My philosophical research deals with environmental and procreative ethics – the ethics of choosing how many children to have or whether to have them at all. Recently, my work has explored questions where these two fields intersect, such as how climate change should affect decision-making about having a family.

Procreation is often viewed as a personal or private choice that should not be scrutinized. However, it is a choice that affects others: the parents, the children themselves and the people who will inhabit the world alongside those children in the future. Thus, it is an appropriate topic for moral reflection.

A lifelong footprint
Let's start by thinking about why it might be wrong to have a large family.

Many people who care about the environment believe they are obligated to try to reduce their impact: driving fuel-efficient vehicles, recycling and purchasing food locally, for example.

But the decision to have a child – to create another person who will most likely adopt a similar lifestyle to your own – vastly outweighs the impact of these activities. Based on the average distance a car travels each year, people in developed countries can save the equivalent of 2.4 metric tons of CO2 emissions each year by living without a vehicle, according to one literature review. For comparison, having one fewer child saves 58.6 metric tons each year.
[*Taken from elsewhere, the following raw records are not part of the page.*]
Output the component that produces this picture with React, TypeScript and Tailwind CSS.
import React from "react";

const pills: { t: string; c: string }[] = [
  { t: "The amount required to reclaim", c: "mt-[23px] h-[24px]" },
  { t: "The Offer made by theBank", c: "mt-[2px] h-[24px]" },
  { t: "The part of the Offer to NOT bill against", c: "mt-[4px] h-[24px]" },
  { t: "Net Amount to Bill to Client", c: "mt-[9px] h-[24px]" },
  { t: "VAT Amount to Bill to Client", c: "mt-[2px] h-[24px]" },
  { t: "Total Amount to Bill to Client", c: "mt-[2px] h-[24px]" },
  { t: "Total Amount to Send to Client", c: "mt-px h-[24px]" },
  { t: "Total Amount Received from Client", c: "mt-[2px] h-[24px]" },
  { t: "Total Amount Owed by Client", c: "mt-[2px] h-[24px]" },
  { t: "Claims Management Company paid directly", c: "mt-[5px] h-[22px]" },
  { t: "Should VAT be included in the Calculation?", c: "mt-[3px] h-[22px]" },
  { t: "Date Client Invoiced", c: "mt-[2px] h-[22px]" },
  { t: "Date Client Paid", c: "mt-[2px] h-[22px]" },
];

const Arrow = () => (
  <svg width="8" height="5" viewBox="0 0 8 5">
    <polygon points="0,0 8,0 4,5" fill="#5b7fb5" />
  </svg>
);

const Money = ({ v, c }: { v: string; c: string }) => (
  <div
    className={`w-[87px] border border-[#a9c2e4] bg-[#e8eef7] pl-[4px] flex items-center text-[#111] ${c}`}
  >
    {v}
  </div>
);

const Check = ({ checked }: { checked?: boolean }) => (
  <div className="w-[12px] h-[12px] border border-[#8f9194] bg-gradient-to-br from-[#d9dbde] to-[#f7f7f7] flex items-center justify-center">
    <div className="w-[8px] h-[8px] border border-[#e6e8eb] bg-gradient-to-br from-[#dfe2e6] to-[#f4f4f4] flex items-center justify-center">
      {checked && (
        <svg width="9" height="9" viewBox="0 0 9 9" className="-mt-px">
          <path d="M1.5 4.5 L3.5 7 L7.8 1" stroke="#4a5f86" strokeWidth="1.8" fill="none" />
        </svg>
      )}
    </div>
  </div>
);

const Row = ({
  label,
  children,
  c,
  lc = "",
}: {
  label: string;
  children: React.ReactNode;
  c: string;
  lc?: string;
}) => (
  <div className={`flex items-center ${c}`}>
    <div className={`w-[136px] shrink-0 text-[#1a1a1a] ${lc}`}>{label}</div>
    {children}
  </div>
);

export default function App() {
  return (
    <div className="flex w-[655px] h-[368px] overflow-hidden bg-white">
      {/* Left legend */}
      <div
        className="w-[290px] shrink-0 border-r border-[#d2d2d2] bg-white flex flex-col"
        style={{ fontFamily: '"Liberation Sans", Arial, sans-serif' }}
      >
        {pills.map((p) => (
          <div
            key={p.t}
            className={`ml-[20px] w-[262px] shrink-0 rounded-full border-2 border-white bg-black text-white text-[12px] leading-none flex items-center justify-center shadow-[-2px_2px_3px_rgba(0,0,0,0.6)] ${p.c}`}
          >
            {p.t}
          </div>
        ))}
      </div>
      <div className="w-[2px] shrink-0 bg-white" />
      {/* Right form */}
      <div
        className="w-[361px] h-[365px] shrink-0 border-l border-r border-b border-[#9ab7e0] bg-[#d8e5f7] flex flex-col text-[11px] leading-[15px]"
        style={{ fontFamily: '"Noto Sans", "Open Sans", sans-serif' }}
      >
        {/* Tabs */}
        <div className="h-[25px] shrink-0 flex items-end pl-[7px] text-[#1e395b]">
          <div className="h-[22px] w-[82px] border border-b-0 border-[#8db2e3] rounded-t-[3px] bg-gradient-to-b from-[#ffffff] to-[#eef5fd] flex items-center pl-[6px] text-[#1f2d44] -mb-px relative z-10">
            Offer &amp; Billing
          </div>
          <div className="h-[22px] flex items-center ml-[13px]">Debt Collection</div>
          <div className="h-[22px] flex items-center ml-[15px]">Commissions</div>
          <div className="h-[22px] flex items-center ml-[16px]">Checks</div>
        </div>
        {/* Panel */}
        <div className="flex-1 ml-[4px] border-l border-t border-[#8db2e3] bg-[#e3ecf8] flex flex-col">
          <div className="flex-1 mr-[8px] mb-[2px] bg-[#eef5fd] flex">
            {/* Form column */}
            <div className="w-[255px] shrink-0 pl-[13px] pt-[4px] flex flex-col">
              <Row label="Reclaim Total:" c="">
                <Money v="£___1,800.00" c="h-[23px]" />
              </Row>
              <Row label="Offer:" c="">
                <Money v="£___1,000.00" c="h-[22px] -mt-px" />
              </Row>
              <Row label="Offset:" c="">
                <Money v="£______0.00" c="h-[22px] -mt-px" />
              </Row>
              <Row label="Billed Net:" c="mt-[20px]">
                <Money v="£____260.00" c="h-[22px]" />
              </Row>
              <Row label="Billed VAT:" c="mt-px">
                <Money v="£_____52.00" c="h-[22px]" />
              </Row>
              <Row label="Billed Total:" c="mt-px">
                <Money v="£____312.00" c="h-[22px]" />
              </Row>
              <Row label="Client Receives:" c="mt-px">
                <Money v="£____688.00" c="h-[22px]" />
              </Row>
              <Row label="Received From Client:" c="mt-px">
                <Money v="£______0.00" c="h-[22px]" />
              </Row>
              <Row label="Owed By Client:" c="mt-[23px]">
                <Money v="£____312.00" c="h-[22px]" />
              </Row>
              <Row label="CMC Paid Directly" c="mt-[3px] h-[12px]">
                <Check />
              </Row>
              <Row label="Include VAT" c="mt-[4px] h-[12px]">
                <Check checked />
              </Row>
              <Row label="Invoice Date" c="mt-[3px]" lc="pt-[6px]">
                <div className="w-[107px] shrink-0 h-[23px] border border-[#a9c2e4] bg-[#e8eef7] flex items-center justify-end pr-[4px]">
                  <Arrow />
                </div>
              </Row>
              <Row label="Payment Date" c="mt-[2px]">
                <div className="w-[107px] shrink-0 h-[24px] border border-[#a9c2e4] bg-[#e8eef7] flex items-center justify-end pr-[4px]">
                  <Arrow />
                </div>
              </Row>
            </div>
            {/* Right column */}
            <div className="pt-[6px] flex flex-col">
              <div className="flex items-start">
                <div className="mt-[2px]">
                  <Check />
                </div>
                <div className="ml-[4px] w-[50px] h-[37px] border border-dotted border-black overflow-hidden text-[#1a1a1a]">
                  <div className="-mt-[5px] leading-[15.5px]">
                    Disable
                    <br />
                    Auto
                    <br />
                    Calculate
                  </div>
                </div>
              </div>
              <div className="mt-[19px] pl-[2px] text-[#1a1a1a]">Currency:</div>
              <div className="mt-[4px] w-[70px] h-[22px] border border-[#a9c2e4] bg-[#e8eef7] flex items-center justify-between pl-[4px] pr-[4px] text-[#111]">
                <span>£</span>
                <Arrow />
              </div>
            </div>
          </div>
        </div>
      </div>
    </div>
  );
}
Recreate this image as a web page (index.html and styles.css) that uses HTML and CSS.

So, if you think you are obligated to do other activities to reduce your impact on the environment, you should limit your family size, too.

In response, however, some people may argue that adding a single person to a planet of 8 billion cannot make a meaningful difference. According to this argument, one new person would constitute such a tiny percentage of the overall contribution to climate change and other environmental problems that the impact would be morally negligible.